There was considerable confusion and ambivalence at first about what to do with Israel: whether to raise an Israeli flag, not because they were anti-Zionist, but because American Jews had been thinking about proving their loyalty to America for many generations. There were some sources that would talk about — what kind of right do American Jews have to raise the Israeli flag when they’re not Israeli? So that kind of Israel-centeredness that is really a feature of camp life today was a slower process than we might think.

It fit camp life really well because broader American camps used Native American symbols, in some ways that are problematic today, to create what we know of as an iconography of camp life. So for Jews, Israel and its iconography, or Palestine and iconography before ’48, provided an alternative set of options that were read as Jewish, but it still took some time to get to where we are now in terms of the Israel focus.
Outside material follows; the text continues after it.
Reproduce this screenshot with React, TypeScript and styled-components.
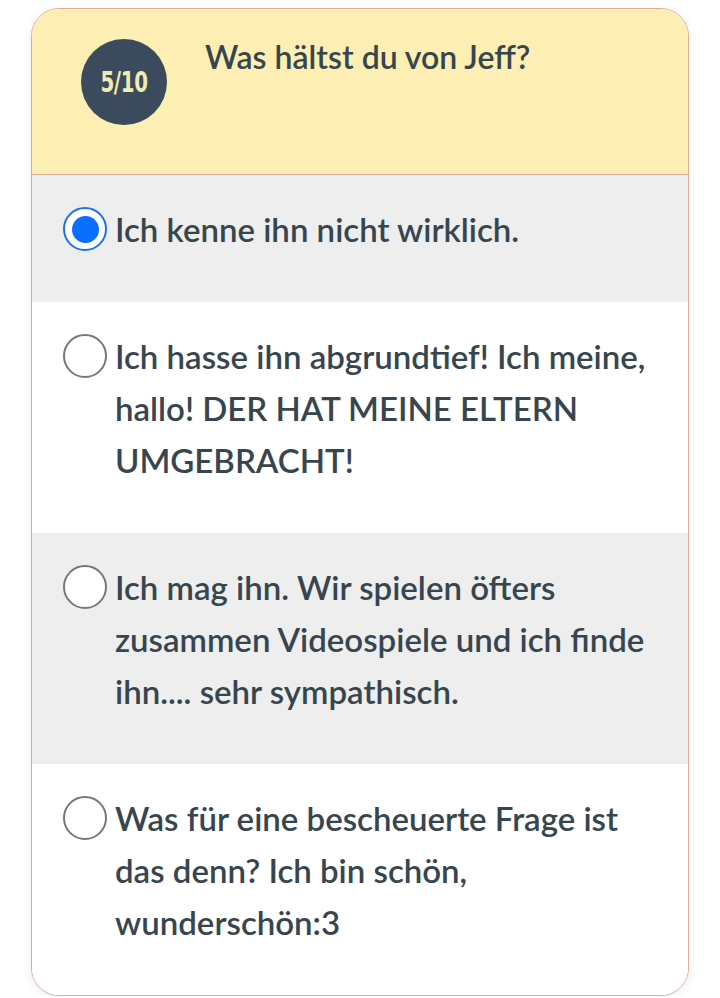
import React from 'react';
import styled, { createGlobalStyle } from 'styled-components';

const GlobalStyle = createGlobalStyle`
  html, body {
    margin: 0;
    padding: 0;
    background: #ffffff;
  }
  body {
    font-family: Lato, "Open Sans", "Noto Sans", sans-serif;
  }
`;

const Page = styled.div`
  padding-top: 8px;
  display: flex;
  justify-content: center;
`;

const Card = styled.div`
  width: 658px;
  box-sizing: border-box;
  border: 1px solid #dcae95;
  border-radius: 28px;
  overflow: hidden;
  background: #ffffff;
  box-shadow: 0 2px 8px rgba(120, 130, 160, 0.15);
`;

const Header = styled.div`
  height: 166px;
  box-sizing: border-box;
  background: #fdefb3;
  border-bottom: 1px solid #dcae95;
  display: flex;
  align-items: flex-start;
  padding: 30px 30px 0 49px;
  gap: 38px;
`;

const Badge = styled.div`
  flex: 0 0 86px;
  height: 86px;
  border-radius: 50%;
  background: #3b4a5c;
  color: #f1edb0;
  display: flex;
  align-items: center;
  justify-content: center;
  font-family: "DejaVu Sans Condensed", "Liberation Sans Narrow", sans-serif;
  font-weight: 700;
  font-size: 29px;
`;

const BadgeLabel = styled.span`
  display: inline-block;
  transform: scaleX(0.76);
  letter-spacing: -0.5px;
`;

const Question = styled.div`
  font-size: 32px;
  font-weight: 600;
  color: #37454f;
  line-height: 36px;
`;

const Option = styled.label<{ $shade: boolean }>`
  display: flex;
  align-items: flex-start;
  gap: 8px;
  padding: 28px 30px 47px 31px;
  background: ${(p) => (p.$shade ? '#eeeeee' : '#ffffff')};
  cursor: pointer;
`;

const Radio = styled.span<{ $checked: boolean }>`
  flex: 0 0 auto;
  width: 44px;
  height: 44px;
  margin-top: 4px;
  box-sizing: border-box;
  border-radius: 50%;
  border: ${(p) => (p.$checked ? '2px solid #1a73e8' : '2px solid #777777')};
  background: #ffffff;
  display: flex;
  align-items: center;
  justify-content: center;
  &::after {
    content: '';
    display: ${(p) => (p.$checked ? 'block' : 'none')};
    width: 27px;
    height: 27px;
    border-radius: 50%;
    background: #0b6efd;
  }
`;

const OptionText = styled.span`
  font-size: 33px;
  font-weight: 600;
  line-height: 52px;
  color: #37454f;
`;

const options = [
  'Ich kenne ihn nicht wirklich.',
  'Ich hasse ihn abgrundtief! Ich meine, hallo! DER HAT MEINE ELTERN UMGEBRACHT!',
  'Ich mag ihn. Wir spielen öfters zusammen Videospiele und ich finde ihn.... sehr sympathisch.',
  'Was für eine bescheuerte Frage ist das denn? Ich bin schön, wunderschön:3',
];

export default function App() {
  const selected = 0;
  return (
    <>
      <GlobalStyle />
      <Page>
        <Card>
          <Header>
            <Badge>
              <BadgeLabel>5/10</BadgeLabel>
            </Badge>
            <Question>Was hältst du von Jeff?</Question>
          </Header>
          {options.map((text, i) => (
            <Option key={i} $shade={i % 2 === 0}>
              <Radio $checked={i === selected} />
              <OptionText>{text}</OptionText>
            </Option>
          ))}
        </Card>
      </Page>
    </>
  );
}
One of the reasons I place emphasis on the Yiddish summer camps is to show that in the early 20th century and the mid-20th century there was more ideological diversity in the Jewish camping sphere, including various forms of Yiddishist groups and socialist groups and communist groups that operated summer camps. Most of them have closed, and their decline is obviously a change that tells a story of how American Jewry changed over the course of the postwar period. Their legacy is important, too: I have made the argument that these camps in a lot of ways modeled the idea of Yiddish as having a future in America.

What about hookup culture? Contemporary discourse about Jewish camps have focused on sex and sexuality there. What did you observe about this in the archives?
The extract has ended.